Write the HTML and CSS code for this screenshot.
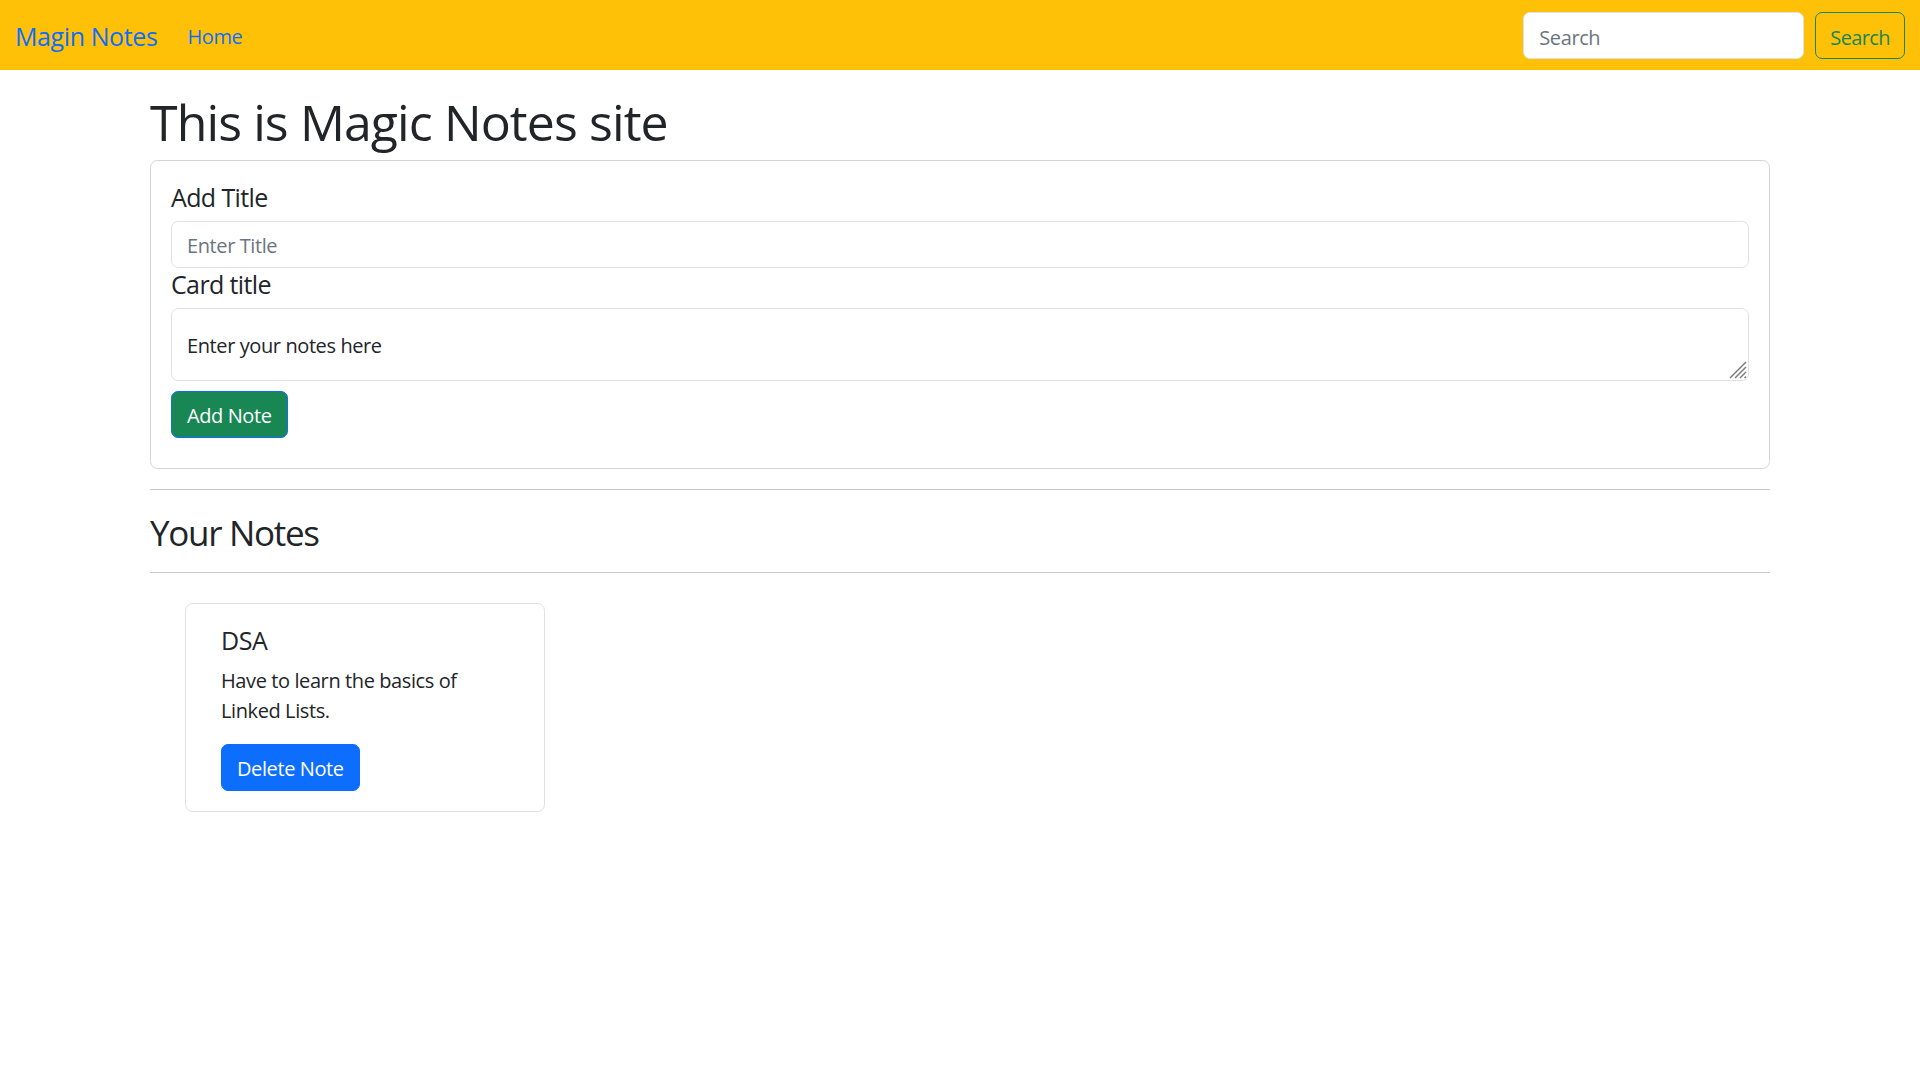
FILE: index.html
```html
<!DOCTYPE html>
<html lang="en">
<head>
<meta charset="utf-8">
<title>Magic Notes</title>
<link rel="stylesheet" href="styles.css">
</head>
<body>
<nav class="navbar">
  <div class="nav-left">
    <a class="brand" href="#">Magin Notes</a>
    <a class="nav-link" href="#">Home</a>
  </div>
  <form class="search-form">
    <input class="search-input" type="search" placeholder="Search">
    <button class="btn btn-outline-success" type="button">Search</button>
  </form>
</nav>

<main class="container">
  <h1 class="page-title">This is Magic Notes site</h1>
  <div class="card">
    <div class="card-body">
      <h5 class="field-title">Add Title</h5>
      <input class="form-control" type="text" placeholder="Enter Title">
      <h5 class="field-title">Card title</h5>
      <div class="notes-wrap">
        <textarea class="form-control notes-area">Enter your notes here</textarea>
        <svg class="grip" width="18" height="18" viewBox="0 0 18 18" aria-hidden="true">
          <line x1="1" y1="17" x2="17" y2="1" />
          <line x1="6" y1="17" x2="17" y2="6" />
          <line x1="11" y1="17" x2="17" y2="11" />
          <line x1="15.5" y1="17" x2="17" y2="15.5" />
        </svg>
      </div>
      <button class="btn btn-add" type="button">Add Note</button>
    </div>
  </div>
  <hr class="divider">
  <h3 class="section-title">Your Notes</h3>
  <hr class="divider">
  <div class="notes-row">
    <div class="note-card">
      <div class="note-body">
        <h5 class="note-title">DSA</h5>
        <p class="note-text">Have to learn the basics of Linked Lists.</p>
        <button class="btn btn-primary" type="button">Delete Note</button>
      </div>
    </div>
  </div>
</main>
</body>
</html>
```

FILE: styles.css
```css
* {
  box-sizing: border-box;
}

html, body {
  margin: 0;
  padding: 0;
}

body {
  font-family: "Open Sans", "Noto Sans", sans-serif;
  font-size: 20px;
  line-height: 1.5;
  color: #212529;
  background: #ffffff;
  letter-spacing: -0.02em;
}

/* Navbar */
.navbar {
  display: flex;
  align-items: center;
  justify-content: space-between;
  height: 70px;
  padding: 10px 15px;
  background: #ffc107;
}

.nav-left {
  display: flex;
  align-items: center;
}

.brand {
  font-size: 25px;
  line-height: 37.5px;
  padding: 8px 0 4.5px;
  margin-right: 20px;
  color: #0d6efd;
  text-decoration: none;
}

.nav-link {
  font-size: 20px;
  line-height: 30px;
  padding: 12px 10px 8px;
  color: #0d6efd;
  text-decoration: none;
}

.search-form {
  display: flex;
  align-items: center;
  margin: 0;
}

.search-input {
  width: 281px;
  height: 47px;
  margin-right: 11px;
  padding: 9.5px 15px 5.5px;
  font-family: inherit;
  font-size: 20px;
  letter-spacing: inherit;
  color: #212529;
  background: #ffffff;
  border: 1px solid #dee2e6;
  border-radius: 7px;
  outline: none;
}

.search-input::placeholder,
.form-control::placeholder {
  color: #6c757d;
  opacity: 1;
}

/* Buttons */
.btn {
  display: inline-block;
  height: 47px;
  padding: 9px 15px 6px;
  font-family: inherit;
  font-size: 20px;
  line-height: 30px;
  letter-spacing: inherit;
  border: 1px solid transparent;
  border-radius: 7px;
  cursor: pointer;
}

.btn-outline-success {
  padding: 10px 14px 5px;
  letter-spacing: -0.03em;
  color: #198754;
  background: transparent;
  border-color: #198754;
}

.btn-add {
  margin: 10px 0;
  color: #ffffff;
  background: #198754;
  border-color: #0d6efd;
}

.btn-primary {
  color: #ffffff;
  background: #0d6efd;
  border-color: #0d6efd;
}

/* Main content */
.container {
  width: 1650px;
  margin: 0 auto;
  padding: 20px 15px 0;
}

.page-title {
  margin: 0 0 8px;
  padding-top: 2px;
  font-size: 50px;
  line-height: 60px;
  font-weight: 400;
  letter-spacing: -0.018em;
}

.card {
  border: 1px solid #d3d4d5;
  border-radius: 7.5px;
  background: #ffffff;
}

.card-body {
  padding: 20px;
}

.field-title {
  margin: 0 0 9px;
  padding-top: 1px;
  font-size: 25px;
  line-height: 30px;
  font-weight: 400;
  letter-spacing: -0.025em;
}

.form-control {
  display: block;
  width: 100%;
  height: 47px;
  padding: 8.5px 15px 6.5px;
  font-family: inherit;
  font-size: 20px;
  line-height: 30px;
  letter-spacing: inherit;
  color: #212529;
  background: #ffffff;
  border: 1px solid #dee2e6;
  border-radius: 7px;
  outline: none;
}

.notes-wrap {
  position: relative;
}

.notes-area {
  height: 73px;
  padding-top: 22px;
  padding-bottom: 19px;
  resize: none;
}

.grip {
  position: absolute;
  right: 2px;
  bottom: 2px;
  pointer-events: none;
}

.grip line {
  stroke: #7a7a7a;
  stroke-width: 1.4;
}

.divider {
  margin: 20px 0;
  border: 0;
  border-top: 1px solid #c8c9ca;
}

.section-title {
  margin: 0 0 8px;
  padding-top: 4px;
  font-size: 35px;
  line-height: 38px;
  font-weight: 400;
  letter-spacing: -0.037em;
}

.notes-row {
  display: flex;
  flex-wrap: wrap;
}

.note-card {
  width: 360px;
  margin: 10px 0 0 35px;
  border: 1px solid #dfe0e1;
  border-radius: 7.5px;
  background: #ffffff;
}

.note-body {
  padding: 20px 35px;
}

.note-title {
  margin: 0 0 9px;
  padding-top: 1px;
  font-size: 25px;
  line-height: 30px;
  font-weight: 400;
}

.note-text {
  margin: 0 0 18px;
  padding-top: 2px;
}
```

= = = = = = =

▶ **GOAL**:
Omit the pictures and output all of the other material exactly.

▶ **TASK SOLUTION**:
Write the HTML and CSS code for this screenshot.
FILE: index.html
```html
<!DOCTYPE html>
<html lang="en">
<head>
<meta charset="utf-8">
<title>Magic Notes</title>
<link rel="stylesheet" href="styles.css">
</head>
<body>
<nav class="navbar">
  <div class="nav-left">
    <a class="brand" href="#">Magin Notes</a>
    <a class="nav-link" href="#">Home</a>
  </div>
  <form class="search-form">
    <input class="search-input" type="search" placeholder="Search">
    <button class="btn btn-outline-success" type="button">Search</button>
  </form>
</nav>

<main class="container">
  <h1 class="page-title">This is Magic Notes site</h1>
  <div class="card">
    <div class="card-body">
      <h5 class="field-title">Add Title</h5>
      <input class="form-control" type="text" placeholder="Enter Title">
      <h5 class="field-title">Card title</h5>
      <div class="notes-wrap">
        <textarea class="form-control notes-area">Enter your notes here</textarea>
        <svg class="grip" width="18" height="18" viewBox="0 0 18 18" aria-hidden="true">
          <line x1="1" y1="17" x2="17" y2="1" />
          <line x1="6" y1="17" x2="17" y2="6" />
          <line x1="11" y1="17" x2="17" y2="11" />
          <line x1="15.5" y1="17" x2="17" y2="15.5" />
        </svg>
      </div>
      <button class="btn btn-add" type="button">Add Note</button>
    </div>
  </div>
  <hr class="divider">
  <h3 class="section-title">Your Notes</h3>
  <hr class="divider">
  <div class="notes-row">
    <div class="note-card">
      <div class="note-body">
        <h5 class="note-title">DSA</h5>
        <p class="note-text">Have to learn the basics of Linked Lists.</p>
        <button class="btn btn-primary" type="button">Delete Note</button>
      </div>
    </div>
  </div>
</main>
</body>
</html>
```

FILE: styles.css
```css
* {
  box-sizing: border-box;
}

html, body {
  margin: 0;
  padding: 0;
}

body {
  font-family: "Open Sans", "Noto Sans", sans-serif;
  font-size: 20px;
  line-height: 1.5;
  color: #212529;
  background: #ffffff;
  letter-spacing: -0.02em;
}

/* Navbar */
.navbar {
  display: flex;
  align-items: center;
  justify-content: space-between;
  height: 70px;
  padding: 10px 15px;
  background: #ffc107;
}

.nav-left {
  display: flex;
  align-items: center;
}

.brand {
  font-size: 25px;
  line-height: 37.5px;
  padding: 8px 0 4.5px;
  margin-right: 20px;
  color: #0d6efd;
  text-decoration: none;
}

.nav-link {
  font-size: 20px;
  line-height: 30px;
  padding: 12px 10px 8px;
  color: #0d6efd;
  text-decoration: none;
}

.search-form {
  display: flex;
  align-items: center;
  margin: 0;
}

.search-input {
  width: 281px;
  height: 47px;
  margin-right: 11px;
  padding: 9.5px 15px 5.5px;
  font-family: inherit;
  font-size: 20px;
  letter-spacing: inherit;
  color: #212529;
  background: #ffffff;
  border: 1px solid #dee2e6;
  border-radius: 7px;
  outline: none;
}

.search-input::placeholder,
.form-control::placeholder {
  color: #6c757d;
  opacity: 1;
}

/* Buttons */
.btn {
  display: inline-block;
  height: 47px;
  padding: 9px 15px 6px;
  font-family: inherit;
  font-size: 20px;
  line-height: 30px;
  letter-spacing: inherit;
  border: 1px solid transparent;
  border-radius: 7px;
  cursor: pointer;
}

.btn-outline-success {
  padding: 10px 14px 5px;
  letter-spacing: -0.03em;
  color: #198754;
  background: transparent;
  border-color: #198754;
}

.btn-add {
  margin: 10px 0;
  color: #ffffff;
  background: #198754;
  border-color: #0d6efd;
}

.btn-primary {
  color: #ffffff;
  background: #0d6efd;
  border-color: #0d6efd;
}

/* Main content */
.container {
  width: 1650px;
  margin: 0 auto;
  padding: 20px 15px 0;
}

.page-title {
  margin: 0 0 8px;
  padding-top: 2px;
  font-size: 50px;
  line-height: 60px;
  font-weight: 400;
  letter-spacing: -0.018em;
}

.card {
  border: 1px solid #d3d4d5;
  border-radius: 7.5px;
  background: #ffffff;
}

.card-body {
  padding: 20px;
}

.field-title {
  margin: 0 0 9px;
  padding-top: 1px;
  font-size: 25px;
  line-height: 30px;
  font-weight: 400;
  letter-spacing: -0.025em;
}

.form-control {
  display: block;
  width: 100%;
  height: 47px;
  padding: 8.5px 15px 6.5px;
  font-family: inherit;
  font-size: 20px;
  line-height: 30px;
  letter-spacing: inherit;
  color: #212529;
  background: #ffffff;
  border: 1px solid #dee2e6;
  border-radius: 7px;
  outline: none;
}

.notes-wrap {
  position: relative;
}

.notes-area {
  height: 73px;
  padding-top: 22px;
  padding-bottom: 19px;
  resize: none;
}

.grip {
  position: absolute;
  right: 2px;
  bottom: 2px;
  pointer-events: none;
}

.grip line {
  stroke: #7a7a7a;
  stroke-width: 1.4;
}

.divider {
  margin: 20px 0;
  border: 0;
  border-top: 1px solid #c8c9ca;
}

.section-title {
  margin: 0 0 8px;
  padding-top: 4px;
  font-size: 35px;
  line-height: 38px;
  font-weight: 400;
  letter-spacing: -0.037em;
}

.notes-row {
  display: flex;
  flex-wrap: wrap;
}

.note-card {
  width: 360px;
  margin: 10px 0 0 35px;
  border: 1px solid #dfe0e1;
  border-radius: 7.5px;
  background: #ffffff;
}

.note-body {
  padding: 20px 35px;
}

.note-title {
  margin: 0 0 9px;
  padding-top: 1px;
  font-size: 25px;
  line-height: 30px;
  font-weight: 400;
}

.note-text {
  margin: 0 0 18px;
  padding-top: 2px;
}
```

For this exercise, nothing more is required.